Invitamos a Pau Luque a que nos hable sobre el autor que ha supuesto su mayor inspiración: «leyendo a Ferlosio me di cuenta de que hay una diferencia fundamental en la vida. Una cosa es perder el tiempo y otra cosa es perder la noción del tiempo.»
Era muy joven cuando leí por primera vez a Ferlosio. Como era y soy un poco nerd, leía las páginas de opinión de los periódicos con catorce o quince años. Descubrí entonces a un tipo que no escribía como los demás. Eran frases retorcidas y difíciles de seguir: tenían muchas subordinadas y millones –no es una hipérbole– de conjunciones adversativas. A menudo perdía el hilo de la larguísima frase y tenía que regresar al principio para recuperarlo. Me sumergía en esa escritura anfetamínica con delicia y –perdón por la redundancia– rebanándome los sesos.

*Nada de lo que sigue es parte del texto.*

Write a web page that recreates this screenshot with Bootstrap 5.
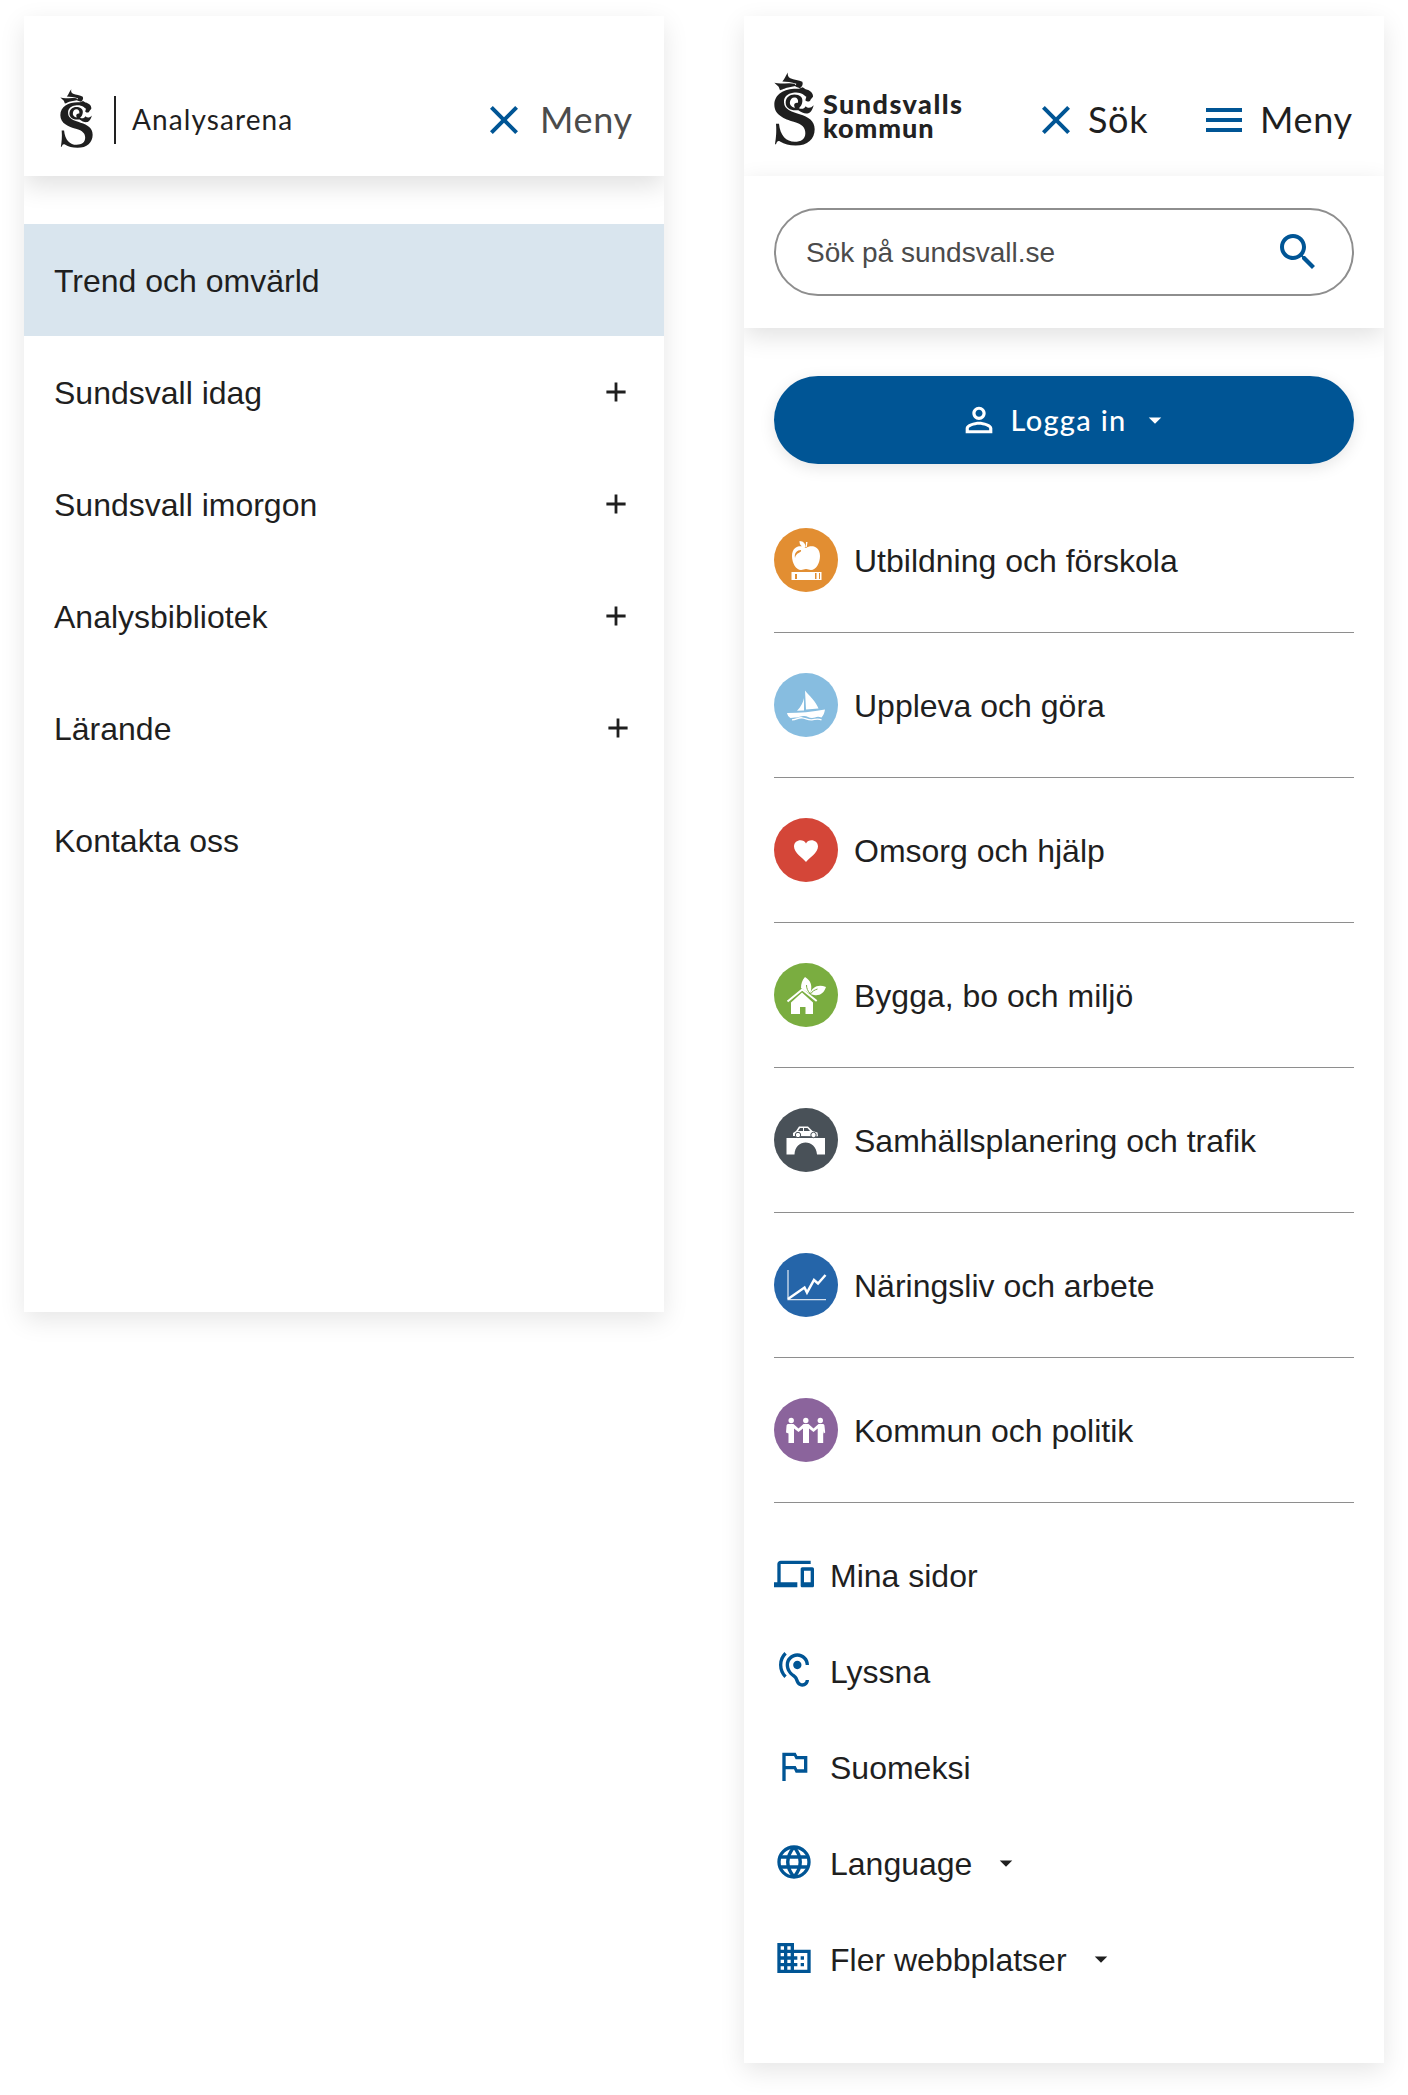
<!DOCTYPE html>
<html lang="sv">
<head>
<meta charset="utf-8">
<meta name="viewport" content="width=device-width, initial-scale=1">
<title>Sundsvalls kommun</title>
<link href="https://cdn.jsdelivr.net/npm/bootstrap@5.3.0/dist/css/bootstrap.min.css" rel="stylesheet">
<style>
body{background:#fff;color:#1f1f1f;font-family:"Liberation Sans",Arial,sans-serif;font-size:32px;line-height:1.2}
a{color:inherit;text-decoration:none}
svg{display:block;flex:none;fill:currentColor}
.stage{padding:16px 24px 32px;gap:80px}
.phone{width:640px;background:#fff;box-shadow:0 8px 24px rgba(0,0,0,.1)}
.phone-short{height:1296px}
.phone-tall{height:2047px}
.topbar{height:160px;padding:48px 30px 0 30px}
.bar-item{height:112px}
.raised{box-shadow:0 10px 24px rgba(0,0,0,.12);clip-path:inset(0 0 -50px 0)}
.head-font{font-family:Lato,sans-serif}
.blue{color:#005595}
.ico40{width:40px;height:40px}
.ico48{width:48px;height:48px}
.caret{width:30px;height:30px}
.tree a{height:112px;padding:2px 36px 0 30px}
.tree svg{margin:0 2px 2px 0}
.tree .inner svg{margin-right:0}
.tree .outer svg{margin-right:2px}
.tree a.current{background:#d9e5ee}
.crest{margin:0 21px 3px 6px}
.rule{width:2px;height:48px;background:#222}
.sitename{font-size:28px;letter-spacing:1.1px}
.toggler{font-size:36px}
.toggler svg.wide{margin-right:12px}
.w-meny{width:94px;letter-spacing:.7px}
.w-sok{width:64px;letter-spacing:.7px}
.muted-ink{color:#4b4b4b}
.wordmark{font-weight:900;font-size:27px;line-height:24px;color:#222;padding-top:20px}
.wordmark .w1{letter-spacing:1.45px}
.wordmark .w2{letter-spacing:.95px}
.searchbox{height:152px;padding:32px 30px;position:relative;background:#fff;box-shadow:0 8px 24px rgba(0,0,0,.12);clip-path:inset(-30px 0 -50px 0)}
.searchbox .field{height:88px;border:2px solid #8e8e8e;border-radius:44px;padding:0 30px}
.searchbox input{font-size:28px;background:none;min-width:0;padding:2px 0 0}
.searchbox input::placeholder{color:#4b4b4b;opacity:1}
.login{height:88px;border-radius:44px;background:#005595;color:#fff;font-size:29px;font-weight:500;box-shadow:0 4px 16px rgba(0,0,0,.1);gap:12px}
.login span{width:117px;letter-spacing:1.3px;white-space:nowrap}
.topics a{height:145px;padding-top:2px;border-bottom:1px solid #8e8e8e}
.topics svg{margin-bottom:2px}
.tools a{height:96px;padding-top:2px}
.tools .caret{margin:0 0 2px 3px}
</style>
<script src="https://cdn.jsdelivr.net/npm/bootstrap@5.3.0/dist/js/bootstrap.bundle.min.js"></script>
</head>
<body>
<svg class="d-none" xmlns="http://www.w3.org/2000/svg">
  <symbol id="dragon" viewBox="103 95 123 221">
    <path d="M178 145C140 142 104 158 104 193C104 224 135 236 162 244C188 251 197 262 197 278C197 295 184 304 165 304C140 304 121 285 118 250H109C111 275 109 292 106 311H109C112 303 115 300 121 303C135 311 148 315 168 315C204 315 225 295 225 266C225 240 206 229 180 221C155 213 134 207 133 186C132 168 144 160 160 157C184 153 192 164 200 169L197 179C204 186 211 184 213 177L220 169C221 158 212 149 198 146L189 140Z"/>
    <path fill-rule="evenodd" d="M138 187C138 171 150 162 164 162C181 162 190 171 188 184C187 193 183 198 178 203C187 207 193 205 198 197C205 204 214 203 222 194C219 207 212 218 203 219C194 220 184 215 176 209C155 212 138 204 138 187ZM151 184C149 193 155 200 166 202C160 191 166 187 175 187C177 177 172 171 164 171C157 171 152 177 151 184Z"/>
    <path d="M104 127C125 133 145 125 164 130L170 136L146 141C133 143 127 149 121 149L117 139ZM145 96C143 103 145 110 152 113C162 118 178 118 188 124C191 131 188 138 181 143L167 138L170 130C156 124 139 124 128 123C135 117 138 104 145 96Z"/>
  </symbol>
  <symbol id="close" viewBox="0 0 24 24"><path d="M19 6.410 17.590 5 12 10.590 6.410 5 5 6.410 10.590 12 5 17.590 6.410 19 12 13.410 17.590 19 19 17.590 13.410 12z"/></symbol>
  <symbol id="plus" viewBox="0 0 20 20"><path d="M8.600.4h2.800v8.200h8.200v2.800h-8.200v8.200H8.600v-8.200H.4V8.600h8.200z"/></symbol>
  <symbol id="drop" viewBox="0 0 24 24"><path d="m7 10 5 5 5-5z"/></symbol>
</svg>

<div class="stage d-flex align-items-start">
  <section class="phone phone-short">
    <header class="topbar raised d-flex justify-content-between align-items-start">
      <a href="#" class="bar-item d-flex align-items-center">
        <svg class="crest" width="33" height="59"><use href="#dragon"/></svg>
        <span class="rule"></span>
        <span class="sitename head-font ms-3">Analysarena</span>
      </a>
      <a href="#" class="bar-item toggler muted-ink head-font d-flex align-items-center">
        <svg class="ico48 blue wide"><use href="#close"/></svg><span class="w-meny">Meny</span>
      </a>
    </header>
    <nav class="tree pt-5">
      <a href="#" class="current d-flex align-items-center">Trend och omvärld</a>
      <a href="#" class="outer d-flex align-items-center justify-content-between">Sundsvall idag<svg width="20" height="20"><use href="#plus"/></svg></a>
      <a href="#" class="outer d-flex align-items-center justify-content-between">Sundsvall imorgon<svg width="20" height="20"><use href="#plus"/></svg></a>
      <a href="#" class="outer d-flex align-items-center justify-content-between">Analysbibliotek<svg width="20" height="20"><use href="#plus"/></svg></a>
      <a href="#" class="d-flex align-items-center justify-content-between">Lärande<svg class="me-0" width="20" height="20"><use href="#plus"/></svg></a>
      <a href="#" class="d-flex align-items-center">Kontakta oss</a>
    </nav>
  </section>

  <section class="phone phone-tall">
    <header class="topbar d-flex align-items-start">
      <a href="#" class="d-flex me-auto pt-2">
        <svg width="41" height="74"><use href="#dragon"/></svg>
        <span class="wordmark head-font ms-2"><span class="w1 d-block">Sundsvalls</span><span class="w2 d-block">kommun</span></span>
      </a>
      <div class="bar-item toggler head-font d-flex align-items-center">
        <a href="#" class="d-flex align-items-center me-5"><svg class="ico48 blue me-2"><use href="#close"/></svg><span class="w-sok">Sök</span></a>
        <a href="#" class="d-flex align-items-center"><svg class="ico48 blue wide" viewBox="0 0 24 24"><path d="M3 18h18v-2H3zm0-5h18v-2H3zm0-7v2h18V6z"/></svg><span class="w-meny">Meny</span></a>
      </div>
    </header>
    <form class="searchbox">
      <div class="field d-flex align-items-center">
        <input class="flex-grow-1 border-0" type="text" placeholder="Sök på sundsvall.se" aria-label="Sök">
        <svg class="ico48 blue" viewBox="0 0 24 24"><path d="M15.500 14h-.79l-.28-.27C15.410 12.590 16 11.110 16 9.500 16 5.910 13.090 3 9.500 3S3 5.910 3 9.500 5.910 16 9.500 16c1.610 0 3.090-.59 4.230-1.570l.27.28v.79l5 4.990L20.490 19zm-6 0C7.010 14 5 11.990 5 9.500S7.010 5 9.500 5 14 7.010 14 9.500 11.990 14 9.500 14z"/></svg>
      </div>
    </form>
    <div class="pt-5" style="padding:0 30px">
      <button type="button" class="login head-font border-0 w-100 d-flex align-items-center justify-content-center">
        <svg class="ico40" viewBox="0 0 24 24"><path d="M12 5.900c1.160 0 2.100.94 2.100 2.100s-.94 2.100-2.100 2.100S9.900 9.160 9.900 8s.94-2.100 2.100-2.100m0 9c2.970 0 6.100 1.460 6.100 2.100v1.100H5.900V17c0-.64 3.130-2.100 6.100-2.100M12 4C9.790 4 8 5.790 8 8s1.790 4 4 4 4-1.790 4-4-1.790-4-4-4zm0 9c-2.670 0-8 1.340-8 4v3h16v-3c0-2.660-5.330-4-8-4z"/></svg>
        <span class="text-start">Logga in</span>
        <svg class="caret"><use href="#drop"/></svg>
      </button>
      <nav class="topics pt-4">
        <a href="#" class="d-flex align-items-center gap-3">
          <svg width="64" height="64" viewBox="0 0 64 64"><circle cx="32" cy="32" r="32" fill="#e28e32"/><g fill="#fff"><path d="M32 20c4-3 14-3 14 8 0 7-4 14-9 14-2 0-3-1-5-1s-3 1-5 1c-5 0-9-7-9-14 0-11 10-11 14-8zM25.500 13c4 0 6 3 6 6-4 0-6-2-6-6zM32 14h1.500l-.7 5h-1z"/><path d="M17.500 44h30v8h-30z"/></g><path d="M21 30c-1-5 2-8 6-8 1 3-5 2-6 8zM21 46h2v5h-2zm20-1h1.500v6H41zm4 0h1v6h-1z" fill="#e28e32"/></svg>
          Utbildning och förskola</a>
        <a href="#" class="d-flex align-items-center gap-3">
          <svg width="64" height="64" viewBox="0 0 64 64"><circle cx="32" cy="32" r="32" fill="#87bde0"/><g fill="#fff"><path d="M31 17.500c4 5 11 11 13.500 18L32 36.500zM30 25v12.500l-7 .2c4-4 6-8 7-12.700zM13 40c13 0 25-1 38-3.500-.5 3-1.500 6-3.500 8-5-2-6 .5-9.500.5s-5-2.500-9-2-6 2-8 1.500l-4.500.5c-2-1-3-3-3.500-5z"/></g><path d="M18 46.800c5 0 6-2.500 10-2s6 2.500 10 2 6-1.500 9.500 0" fill="none" stroke="#fff" stroke-width="1.300"/></svg>
          Uppleva och göra</a>
        <a href="#" class="d-flex align-items-center gap-3">
          <svg width="64" height="64" viewBox="0 0 64 64"><circle cx="32" cy="32" r="32" fill="#d44638"/><path fill="#fff" d="M32 44c-3-4-12-9-12-15.500 0-7 9.500-8.500 12-3 2.500-5.500 12-4 12 3C44 35 35 40 32 44z"/></svg>
          Omsorg och hjälp</a>
        <a href="#" class="d-flex align-items-center gap-3">
          <svg width="64" height="64" viewBox="0 0 64 64"><circle cx="32" cy="32" r="32" fill="#7aad40"/><path fill="#fff" d="m28 29.500 11 10V51h-7.500v-7H26v7h-9V39.500z"/><path d="m13.500 38.500 14.700-12 14.500 11.500" fill="none" stroke="#fff" stroke-width="2"/><path fill="#fff" d="M31 14c6 4 7 8 6 14l-1.500 2.500L27 25c0-4 1-8 4-11zM52 24c-2 6-6 9-12 8l-4-1c2-7 8-10 16-7z"/><path d="M32.500 22c0 3 1 6 4 9 2-3 4-4 7-5" fill="none" stroke="#7aad40"/></svg>
          Bygga, bo och miljö</a>
        <a href="#" class="d-flex align-items-center gap-3">
          <svg width="64" height="64" viewBox="0 0 64 64"><circle cx="32" cy="32" r="32" fill="#495158"/><path fill="#fff" d="M12.500 30H51v16.500h-8C42 30.500 21 30.500 20.500 46.500h-8zM19 28v-3l3-2 3-4.500h9l4.500 4.500 5 1.500.5 4z"/><path fill="#495158" d="M24 23l2-3h3v3zm6-3h3.500l2.500 3h-6zM18 28.500h27v1.200H18z"/><g fill="#fff" stroke="#495158" stroke-width="1"><circle cx="24" cy="27" r="2.700"/><circle cx="39.500" cy="27" r="2.700"/></g></svg>
          Samhällsplanering och trafik</a>
        <a href="#" class="d-flex align-items-center gap-3">
          <svg width="64" height="64" viewBox="0 0 64 64"><circle cx="32" cy="32" r="32" fill="#2565a9"/><path d="M14 17v29.700h38" fill="none" stroke="#d5e1ef" stroke-width="1.300"/><path d="m14 46 16.500-11.500 2.500 5L40 27l4 3.500L51.500 22" fill="none" stroke="#fff" stroke-width="2.500"/></svg>
          Näringsliv och arbete</a>
        <a href="#" class="d-flex align-items-center gap-3">
          <svg width="64" height="64" viewBox="0 0 64 64"><circle cx="32" cy="32" r="32" fill="#8b649c"/><g fill="#fff"><circle cx="17.200" cy="22.500" r="2.700"/><circle cx="31.800" cy="22.500" r="2.700"/><circle cx="46.300" cy="22.500" r="2.700"/><path d="M14.500 26h5l5 4.500 5-4.500h5l5 4.500 5-4.500h4c1 0 2 .6 2 2l.7 6.500-1.500 1-.5-2.500V45h-5.500V30.500L39.500 34 35 30.500V45h-6V30.500L24.500 34 20 30.500V45h-5.500V35.500L12 34.500l.5-6.500c0-1.400 1-2 2-2z"/></g></svg>
          Kommun och politik</a>
      </nav>
      <nav class="tools pt-4">
        <a href="#" class="d-flex align-items-center gap-3"><svg class="ico40 blue mb-1" viewBox="0 0 24 24"><path d="M4 6h18V4H4c-1.100 0-2 .9-2 2v11H0v3h14v-3H4V6zm19 2h-6c-.55 0-1 .45-1 1v10c0 .55.45 1 1 1h6c.55 0 1-.45 1-1V9c0-.55-.45-1-1-1zm-1 9h-4v-7h4v7z"/></svg>Mina sidor</a>
        <a href="#" class="d-flex align-items-center gap-3"><svg class="ico40 blue mb-1" viewBox="0 0 24 24"><path d="M17 20c-.29 0-.56-.06-.76-.15-.71-.37-1.210-.88-1.710-2.380-.51-1.560-1.470-2.290-2.390-3-.79-.61-1.610-1.240-2.320-2.530C9.290 10.980 9 9.930 9 9c0-2.800 2.200-5 5-5s5 2.200 5 5h2c0-3.930-3.070-7-7-7S7 5.070 7 9c0 1.260.38 2.650 1.070 3.900.91 1.650 1.980 2.480 2.850 3.150.81.62 1.390 1.070 1.710 2.050.6 1.820 1.370 2.840 2.730 3.550.51.23 1.070.35 1.640.35 2.210 0 4-1.790 4-4h-2c0 1.100-.9 2-2 2zM7.640 2.640 6.220 1.220C4.230 3.210 3 5.960 3 9s1.230 5.790 3.220 7.780l1.410-1.410C6.010 13.740 5 11.490 5 9s1.010-4.740 2.640-6.360zM11.500 9c0 1.380 1.120 2.500 2.500 2.500s2.500-1.120 2.500-2.500-1.120-2.500-2.500-2.500-2.500 1.120-2.500 2.500z"/></svg>Lyssna</a>
        <a href="#" class="d-flex align-items-center gap-3"><svg class="ico40 blue mb-1" viewBox="0 0 24 24"><path d="m14 6-1-2H5v17h2v-7h5l1 2h7V6h-6zm4 8h-4l-1-2H7V6h5l1 2h5v6z"/></svg>Suomeksi</a>
        <a href="#" class="d-flex align-items-center gap-3"><svg class="ico40 blue mb-1" viewBox="0 0 24 24"><g fill="none" stroke="currentColor" stroke-width="2"><circle cx="12" cy="12" r="9"/><path d="M3.500 9h17M3.500 15h17M12 3c-5 6-5 12 0 18M12 3c5 6 5 12 0 18"/></g></svg>Language<svg class="caret"><use href="#drop"/></svg></a>
        <a href="#" class="d-flex align-items-center gap-3"><svg class="ico40 blue mb-1" viewBox="0 0 24 24"><path d="M12 7V3H2v18h20V7H12zM6 19H4v-2h2v2zm0-4H4v-2h2v2zm0-4H4V9h2v2zm0-4H4V5h2v2zm4 12H8v-2h2v2zm0-4H8v-2h2v2zm0-4H8V9h2v2zm0-4H8V5h2v2zm10 12h-8v-2h2v-2h-2v-2h2v-2h-2V9h8v10zm-2-8h-2v2h2v-2zm0 4h-2v2h2v-2z"/></svg>Fler webbplatser<svg class="caret"><use href="#drop"/></svg></a>
      </nav>
    </div>
  </section>
</div>
</body>
</html>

En aquel entonces no lo llamaba “Ferlosio”, sino Rafael Sánchez Ferlosio o simplemente Rafael Sánchez. No fue sino hasta tiempo más tarde que lo empecé a llamar Ferlosio, que era el nombre con el que todo el mundo se refería a él (todo el mundo que, como yo, recurría a la miel anfetamínica de leerlo). Poco a poco fui sabiendo cosas de él. Supe que había escrito en los años cincuenta del siglo XX una novela generacional, El Jarama, de la que más tarde no se sentiría muy orgulloso o, al menos, de la que irritaba hablar. Supe que se había sumergido en las anfetaminas para escribir una suerte de tratado de lingüística del que sólo vería la luz un ensayo extrañísimo, titulado Las semanas del jardín, que contenía varias páginas sin ningún punto ni aparte ni tampoco seguido. Supe que fue su hija Marta quien había publicado y editado aquel ensayo. Supe que su hija Marta había muerto en los años ochenta. Supe que la madre de su hija era una escritora tan o más deslumbrante –aunque menos anfetamínica– que el propio Ferlosio, cuyo nombre era Carmen Martín Gaite. Supe que Ferlosio era hijo de falangistas. Supe que su madre se llamaba Liliana. Supe que Ferlosio era pacificista y el escritor más tierno y compasivo que jamás hubiera agarrado una pluma o un teclado. Supe que a Ferlosio lo querían con devoción muchas personas. Supe que, como Ferlosio, había que poner cara seria siempre pero escribir, también siempre, con humor.
Leyendo a Ferlosio me di cuenta de que hay una diferencia fundamental en la vida. Una cosa es perder el tiempo y otra cosa es perder la noción del tiempo. Perder el tiempo es dejar que la lucha contra el aburrimiento gobierne tu vida, que es casi tanto como hacer del aburrimiento el tirano que dejas que se coloque en el centro de tu vida y al que, de vez en cuando, presentas oposición. Perder la noción del tiempo, en cambio, es no dejar que el aburrimiento tenga nada que ver con tu vida, de manera tal que nunca tengas que luchar contra él. Perder la noción del tiempo es empezar algo porque sí, sin pretender llegar a ningún lado, y terminarlo también porque sí, sin haber entendido todo pero habiendo entendido lo suficiente. Perder la noción del tiempo es carecer de objetivos, fines o propósitos y entregarse a la experiencia narcotizante de lidiar con las palabras, los amigos y las conversaciones. Perder la noción del tiempo es convertir el último verso del “Infinito” de Leopardi –«y el naufragar me es dulce en este mar»– en un ideal de vida. Y es que esto es lo que me ocurre cada vez que leo a Ferlosio: naufrago dulcemente en ese mar de palabras. Y es a esto a lo que aspiro a dedicarme: a hacer que mi lector naufrague dulcemente con mis palabras (con menos conjunciones adversativas de las que utilizaba Ferlosio, eso sí).
Por ser él quien me dio un ideal de vida me gustaría poderle dedicar a Ferlosio un libro que yo escriba. Pero sería raro. Para empezar, está muerto. Pero es que, además, no era mi amigo. ¿Quién le dedica un libro a alguien que ya está muerto y que ni siquiera fue su amigo? Hay extravagancias y extravagancias. Así que hace un tiempo tomé una decisión trascendental en mi vida. Tendré un gato y se llamará Ferlosio. Y entonces dedicaré uno de mis libros a mi gato. O sea, a Ferlosio.